Given exercise
Copy the records below exactly, from the line containing "Give me the" through the last line, and leave out every picture.

_ _ _ _

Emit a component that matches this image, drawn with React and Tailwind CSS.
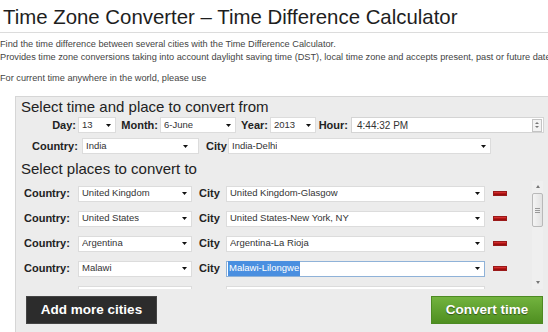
import React from "react";

function Arrow() {
  return (
    <svg width="5" height="3" viewBox="0 0 5 3" className="shrink-0">
      <polygon points="0,0 5,0 2.5,3" fill="#111" />
    </svg>
  );
}

function Sel({ className, children, arrowClass = "pr-[4px]" }) {
  return (
    <div
      className={`flex h-full items-center justify-between bg-white border border-[#dcdcdc] pl-[3px] ${arrowClass} text-[9.5px] text-[#333] ${className}`}
    >
      <span className="truncate">{children}</span>
      <Arrow />
    </div>
  );
}

function RedBar() {
  return (
    <div className="ml-[8px] h-[5px] w-[14px] shrink-0 bg-linear-to-b from-[#dc3b3b] via-[#b51515] to-[#8a0c0c] border border-[#9a1a1a]" />
  );
}

function Row({ country, city, selected, blank }) {
  return (
    <div className="flex h-[25px] shrink-0 items-center">
      <div className="w-[54px] text-[11px] font-bold text-[#222]">{blank ? "" : "Country:"}</div>
      <div className="h-[16px]">
        <Sel className="w-[114px]">{country}</Sel>
      </div>
      <div className="w-[34px] pl-[7px] text-[11px] font-bold text-[#222]">{blank ? "" : "City"}</div>
      <div className="h-[16px]">
        {selected ? (
          <div className="flex h-full w-[259px] items-center justify-between bg-white border border-[#8fb2d8] pl-[1px] pr-[4px] text-[9.5px]">
            <span className="bg-[#4a8fe0] px-[1px] text-white">{city}</span>
            <Arrow />
          </div>
        ) : (
          <Sel className="w-[259px]">{city}</Sel>
        )}
      </div>
      <RedBar />
    </div>
  );
}

function Scrollbar() {
  return (
    <div className="mr-[5px] flex w-[11px] shrink-0 flex-col items-center bg-[#efefef]">
      <div className="mt-[4px] h-0 w-0 border-x-[2.5px] border-b-[3px] border-x-transparent border-b-[#777]" />
      <div className="mt-[5px] flex h-[34px] w-[11px] flex-col items-center justify-center gap-[1px] rounded-[2px] border border-[#b9b9b9] bg-linear-to-r from-[#f4f4f4] to-[#e2e2e2]">
        <div className="h-px w-[5px] bg-[#999]" />
        <div className="h-px w-[5px] bg-[#999]" />
        <div className="h-px w-[5px] bg-[#999]" />
      </div>
      <div className="flex-1" />
      <div className="mb-[5px] h-0 w-0 border-x-[2.5px] border-t-[3px] border-x-transparent border-t-[#777]" />
    </div>
  );
}

export default function App() {
  const rows = [
    { country: "United Kingdom", city: "United Kingdom-Glasgow" },
    { country: "United States", city: "United States-New York, NY" },
    { country: "Argentina", city: "Argentina-La Rioja" },
    { country: "Malawi", city: "Malawi-Lilongwe", selected: true },
    { country: "", city: "", blank: true },
  ];
  return (
    <div className="flex h-[332px] w-[548px] flex-col overflow-hidden bg-white font-['Liberation_Sans',Arial,sans-serif] text-[#333]">
      <h1 className="whitespace-nowrap pl-[3px] pt-[4px] text-[20.4px] leading-[26px] text-[#1e1e1e]">
        Time Zone Converter – Time Difference Calculator
      </h1>
      <div className="mt-[2px] h-px shrink-0 bg-[#dcdcdc]" />
      <div className="mt-[5px] whitespace-nowrap text-[9.2px] leading-[13px] text-[#444]">
        <p>Find the time difference between several cities with the Time Difference Calculator.</p>
        <p>
          Provides time zone conversions taking into account daylight saving time (DST), local time zone and accepts
          present, past or future dates.
        </p>
        <p className="mt-[8px]">For current time anywhere in the world, please use</p>
      </div>

      <div className="ml-[15px] mt-[11px] flex flex-1 flex-col border-l border-t border-[#d6d6d6] bg-[#ececec]">
        <h2 className="mt-[1px] whitespace-nowrap pl-[5px] text-[15px] leading-[18px] text-[#222]">
          Select time and place to convert from
        </h2>
        <div className="mt-[1px] flex h-[16px] shrink-0 items-center text-[11px] font-bold text-[#222]">
          <div className="w-[36px]" />
          <div className="w-[26px] pr-[2px] text-right">Day:</div>
          <Sel className="w-[38px] font-normal">13</Sel>
          <div className="w-[44px] pr-[2px] text-right">Month:</div>
          <Sel className="w-[76px] font-normal">6-June</Sel>
          <div className="w-[34px] pr-[2px] text-right">Year:</div>
          <Sel className="w-[46px] font-normal">2013</Sel>
          <div className="w-[35px] pr-[3px] text-right">Hour:</div>
          <div className="flex h-full w-[193px] items-center justify-between border border-[#d4d4d4] bg-white pl-[5px] pr-[1px] text-[10px] font-normal text-[#333]">
            <span>4:44:32 PM</span>
            <div className="flex h-[13px] w-[10px] flex-col items-center justify-center gap-[2px] border border-[#c4c4c4] bg-[#f3f3f3]">
              <div className="h-0 w-0 border-x-[2px] border-b-[2px] border-x-transparent border-b-[#777]" />
              <div className="h-0 w-0 border-x-[2px] border-t-[2px] border-x-transparent border-t-[#777]" />
            </div>
          </div>
        </div>
        <div className="mt-[5px] flex h-[16px] shrink-0 items-center text-[11px] font-bold text-[#222]">
          <div className="w-[16px]" />
          <div className="w-[50px]">Country:</div>
          <Sel className="w-[117px] font-normal" arrowClass="pr-[10px]">India</Sel>
          <div className="w-[29px] pl-[7px]">City</div>
          <Sel className="w-[263px] font-normal">India-Delhi</Sel>
        </div>
        <h2 className="mt-[6px] whitespace-nowrap pl-[5px] text-[15px] leading-[18px] text-[#222]">
          Select places to convert to
        </h2>
        <div className="mt-[3px] flex h-[108px] shrink-0">
          <div className="flex flex-1 flex-col overflow-hidden pl-[8px]">
            {rows.map((r, i) => (
              <Row key={i} {...r} />
            ))}
          </div>
          <Scrollbar />
        </div>
        <div className="mt-[7px] flex h-[28px] shrink-0 justify-between pl-[10px] pr-[5px]">
          <button className="flex w-[131px] items-center justify-center border border-[#444] bg-[#2c2c2c] text-[13.5px] font-bold text-white">
            Add more cities
          </button>
          <button className="flex w-[112px] items-center justify-center border border-[#4c8a22] bg-linear-to-b from-[#72b33e] to-[#4f8f20] text-[13.5px] font-bold text-white [text-shadow:0_1px_1px_rgba(0,0,0,0.45)]">
            Convert time
          </button>
        </div>
      </div>
    </div>
  );
}
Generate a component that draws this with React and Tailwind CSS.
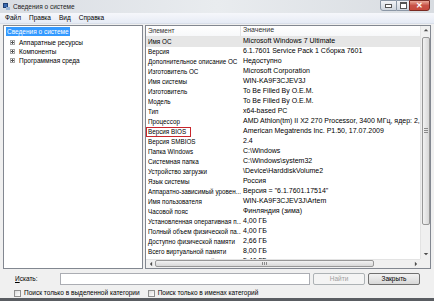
import React from "react";

const rows = [
  ["Имя ОС", "Microsoft Windows 7 Ultimate"],
  ["Версия", "6.1.7601 Service Pack 1 Сборка 7601"],
  ["Дополнительное описание ОС", "Недоступно"],
  ["Изготовитель ОС", "Microsoft Corporation"],
  ["Имя системы", "WIN-KA9F3CJEV3J"],
  ["Изготовитель", "To Be Filled By O.E.M."],
  ["Модель", "To Be Filled By O.E.M."],
  ["Тип", "x64-based PC"],
  ["Процессор", "AMD Athlon(tm) II X2 270 Processor, 3400 МГц, ядер: 2, логических процессоров: 2"],
  ["Версия BIOS", "American Megatrends Inc. P1.50, 17.07.2009"],
  ["Версия SMBIOS", "2.4"],
  ["Папка Windows", "C:\\Windows"],
  ["Системная папка", "C:\\Windows\\system32"],
  ["Устройство загрузки", "\\Device\\HarddiskVolume2"],
  ["Язык системы", "Россия"],
  ["Аппаратно-зависимый уровен...", "Версия = \"6.1.7601.17514\""],
  ["Имя пользователя", "WIN-KA9F3CJEV3J\\Artem"],
  ["Часовой пояс", "Финляндия (зима)"],
  ["Установленная оперативная п...", "4,00 ГБ"],
  ["Полный объем физической па...", "4,00 ГБ"],
  ["Доступно физической памяти", "2,66 ГБ"],
  ["Всего виртуальной памяти", "8,00 ГБ"],
  ["Доступно виртуальной памяти", "5,40 ГБ"],
];

function Arrow({ dir }) {
  const pts = {
    up: "1,4 4,1 7,4",
    down: "1,1 4,4 7,1",
    left: "4,1 1,4 4,7",
    right: "1,1 4,4 1,7",
  }[dir];
  const vb = dir === "up" || dir === "down" ? "0 0 8 5" : "0 0 5 8";
  const cls = dir === "up" || dir === "down" ? "w-[6px] h-[4px]" : "w-[4px] h-[6px]";
  return (
    <svg viewBox={vb} className={cls}>
      <polygon points={pts} fill="#4d4d4d" />
    </svg>
  );
}

function Plus() {
  return (
    <div className="w-[5px] h-[5px] border border-[#a5a5a5] bg-white flex items-center justify-center relative shrink-0">
      <div className="absolute w-[3px] h-px bg-[#555]" />
      <div className="absolute h-[3px] w-px bg-[#555]" />
    </div>
  );
}

function CheckBox() {
  return <div className="w-[7px] h-[7px] border border-[#8f8f8f] bg-gradient-to-br from-[#dcdcdc] to-white shrink-0" />;
}

export default function App() {
  return (
    <div
      className="w-[434px] h-[301px] overflow-hidden flex flex-col bg-[#f0f0f0] text-black"
      style={{ fontFamily: '"Liberation Sans", Arial, sans-serif' }}
    >
      {/* title bar */}
      <div className="h-[13px] flex items-start bg-gradient-to-r from-[#d9dde3] via-[#e9ecef] to-[#d8dce1] relative">
        <div className="mt-[3px] ml-[3px] w-[7px] h-[7px] relative shrink-0">
          <div className="absolute left-0 top-0 w-[5px] h-[5px] bg-[#3a6ab0] border border-[#1e3f74]" />
          <div className="absolute right-0 bottom-0 w-[4px] h-[3px] bg-[#9ab6d8]" />
        </div>
        <div className="ml-[3px] mt-[2px] text-[6.5px] leading-[9px] text-[#222]">Сведения о системе</div>
        <div className="ml-auto mr-[4px] flex h-[12px]">
          <div className="w-[17px] h-[11px] border border-[#8b97a6] rounded-bl-[3px] bg-gradient-to-b from-[#f1f3f6] to-[#cfd6df] flex items-end justify-center pb-[2px]">
            <div className="w-[5px] h-[2px] bg-white border border-[#555] box-content" />
          </div>
          <div className="w-[12px] h-[11px] border-y border-[#8b97a6] bg-gradient-to-b from-[#f1f3f6] to-[#cfd6df] flex items-center justify-center">
            <div className="w-[5px] h-[4px] border border-[#555] border-t-2 bg-white box-content" />
          </div>
          <div className="w-[21px] h-[11px] border border-[#7a2a22] rounded-br-[3px] bg-gradient-to-b from-[#e9a99a] via-[#c75248] to-[#c84a3c] flex items-center justify-center">
            <span className="text-white text-[8px] font-bold leading-none">✕</span>
          </div>
        </div>
      </div>

      {/* menu bar */}
      <div className="h-[11px] flex items-center gap-[8px] px-[5px] text-[6.5px] bg-gradient-to-b from-[#f6f7fb] to-[#e6ebf5] border-b border-[#d9dfe9]">
        <span>Файл</span>
        <span>Правка</span>
        <span>Вид</span>
        <span>Справка</span>
      </div>

      {/* main */}
      <div className="flex h-[244px] mt-[1px] px-[3px] gap-[2px]">
        {/* tree */}
        <div className="w-[140px] border border-[#828790] bg-white pt-[1px] pl-[2px] text-[6.5px]">
          <div className="inline-block bg-[#3399ff] text-white px-[1px] h-[9px] leading-[9px]">Сведения о системе</div>
          <div className="mt-[2px] flex flex-col">
            {["Аппаратные ресурсы", "Компоненты", "Программная среда"].map((t) => (
              <div key={t} className="flex items-center h-[9px] pl-[4px] gap-[4px]">
                <Plus />
                <span className="leading-[9px]">{t}</span>
              </div>
            ))}
          </div>
        </div>

        {/* list */}
        <div className="flex-1 border border-[#828790] bg-white flex flex-col min-w-0">
          <div className="flex flex-1 min-h-0">
            <div className="flex-1 min-w-0 overflow-hidden text-[7px]">
              <div className="h-[11px] flex items-center border-b border-[#e5e5e5] bg-gradient-to-b from-white to-[#f7f8fa] text-[#333]">
                <div className="w-[95px] pl-[2px] h-full flex items-center border-r border-[#e5e5e5] text-[6.5px]">Элемент</div>
                <div className="pl-[2px]">Значение</div>
              </div>
              {rows.map(([a, b], i) => (
                <div
                  key={i}
                  className={
                    "relative h-[10px] flex items-center whitespace-nowrap " +
                    (i === 0 ? "bg-[#e6e6e6]" : "")
                  }
                >
                  <div className="w-[95px] pl-[2px] shrink-0 overflow-hidden text-[6.3px]">{a}</div>
                  <div className="pl-[2px]">{b}</div>
                  {i === 9 && (
                    <span className="absolute left-0 top-0 w-[45px] h-[10px] border border-[#c8262c]" />
                  )}
                </div>
              ))}
            </div>
            {/* vertical scrollbar */}
            <div className="w-[10px] bg-[#f0f0f0] border-l border-[#e3e3e3] flex flex-col items-center">
              <div className="h-[9px] w-full flex items-center justify-center"><Arrow dir="up" /></div>
              <div className="mt-[2px] h-[188px] w-[8px] rounded-[2px] border border-[#979797] bg-gradient-to-r from-[#f2f2f2] to-[#d8d8d8] flex flex-col items-center justify-center gap-[1px]">
                <div className="w-[4px] h-px bg-[#8a8a8a]" />
                <div className="w-[4px] h-px bg-[#8a8a8a]" />
                <div className="w-[4px] h-px bg-[#8a8a8a]" />
              </div>
              <div className="mt-auto h-[9px] w-full flex items-center justify-center"><Arrow dir="down" /></div>
            </div>
          </div>
          {/* horizontal scrollbar */}
          <div className="h-[9px] flex">
            <div className="flex-1 bg-[#f0f0f0] border-t border-[#e3e3e3] flex items-center">
              <div className="w-[9px] h-full flex items-center justify-center"><Arrow dir="left" /></div>
              <div className="w-[219px] h-[7px] rounded-[2px] border border-[#979797] bg-gradient-to-b from-[#f2f2f2] to-[#d8d8d8] flex items-center justify-center gap-[1px]">
                <div className="h-[3px] w-px bg-[#8a8a8a]" />
                <div className="h-[3px] w-px bg-[#8a8a8a]" />
                <div className="h-[3px] w-px bg-[#8a8a8a]" />
              </div>
              <div className="ml-auto w-[9px] h-full flex items-center justify-center"><Arrow dir="right" /></div>
            </div>
            <div className="w-[10px] bg-[#f0f0f0]" />
          </div>
        </div>
      </div>

      {/* search row */}
      <div className="h-[15px] mt-[3px] flex items-center text-[6.5px]">
        <span className="ml-[15px] w-[45px]"><span className="underline">И</span>скать:</span>
        <div className="w-[250px] h-[12px] bg-white border border-[#abadb3]" />
        <div className="ml-[3px] w-[52px] h-[12px] border border-[#adb2b5] rounded-[2px] bg-[#f4f4f4] text-[#a0a0a0] flex items-center justify-center">Найти</div>
        <div className="ml-[3px] w-[52px] h-[12px] border border-[#707070] rounded-[2px] bg-gradient-to-b from-[#f2f2f2] to-[#d8d8d8] flex items-center justify-center">Закрыть</div>
      </div>

      {/* checkboxes */}
      <div className="h-[10px] mt-[2px] flex items-center text-[6.5px]">
        <div className="ml-[14px] flex items-center gap-[3px]">
          <CheckBox />
          <span>Поиск только в выделенной категории</span>
        </div>
        <div className="ml-[8px] flex items-center gap-[3px]">
          <CheckBox />
          <span>Поиск только в именах категорий</span>
        </div>
      </div>

      <div className="mt-auto h-[3px] bg-[#5a5d62]" />
    </div>
  );
}
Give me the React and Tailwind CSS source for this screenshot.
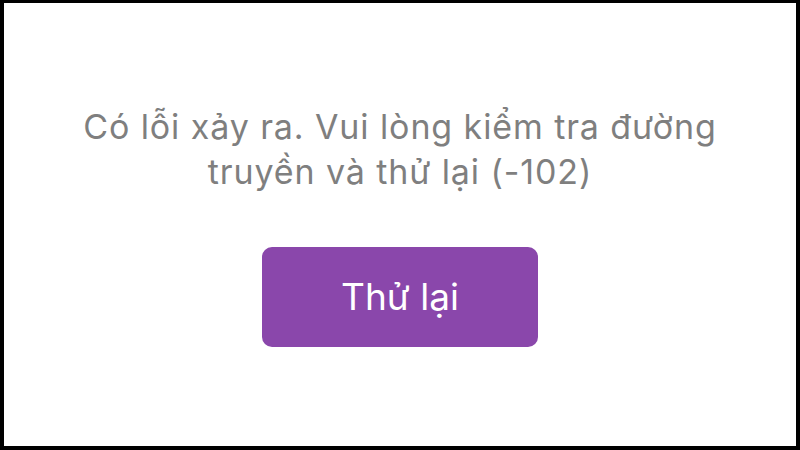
export default function App() {
  return (
    <div className="w-[800px] h-[450px] bg-black pt-[3px] px-[4px] pb-[4px]">
      <div className="w-full h-full bg-white flex flex-col items-center pt-[101px]">
        <p className="text-[34px] leading-[45px] tracking-[0.9px] text-[#7f7f7f] text-center font-['Inter',sans-serif]">
          Có lỗi xảy ra. Vui lòng kiểm tra đường
          <br />
          truyền và thử lại (-102)
        </p>
        <button className="mt-[53px] w-[276px] h-[100px] rounded-[10px] bg-[#8a47ab] text-white text-[37px] font-['Inter',sans-serif] flex items-center justify-center">
          Thử lại
        </button>
      </div>
    </div>
  );
}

_ _ _ _

Answer below
Give me the React and Tailwind CSS source for this screenshot.
export default function App() {
  return (
    <div className="w-[800px] h-[450px] bg-black pt-[3px] px-[4px] pb-[4px]">
      <div className="w-full h-full bg-white flex flex-col items-center pt-[101px]">
        <p className="text-[34px] leading-[45px] tracking-[0.9px] text-[#7f7f7f] text-center font-['Inter',sans-serif]">
          Có lỗi xảy ra. Vui lòng kiểm tra đường
          <br />
          truyền và thử lại (-102)
        </p>
        <button className="mt-[53px] w-[276px] h-[100px] rounded-[10px] bg-[#8a47ab] text-white text-[37px] font-['Inter',sans-serif] flex items-center justify-center">
          Thử lại
        </button>
      </div>
    </div>
  );
}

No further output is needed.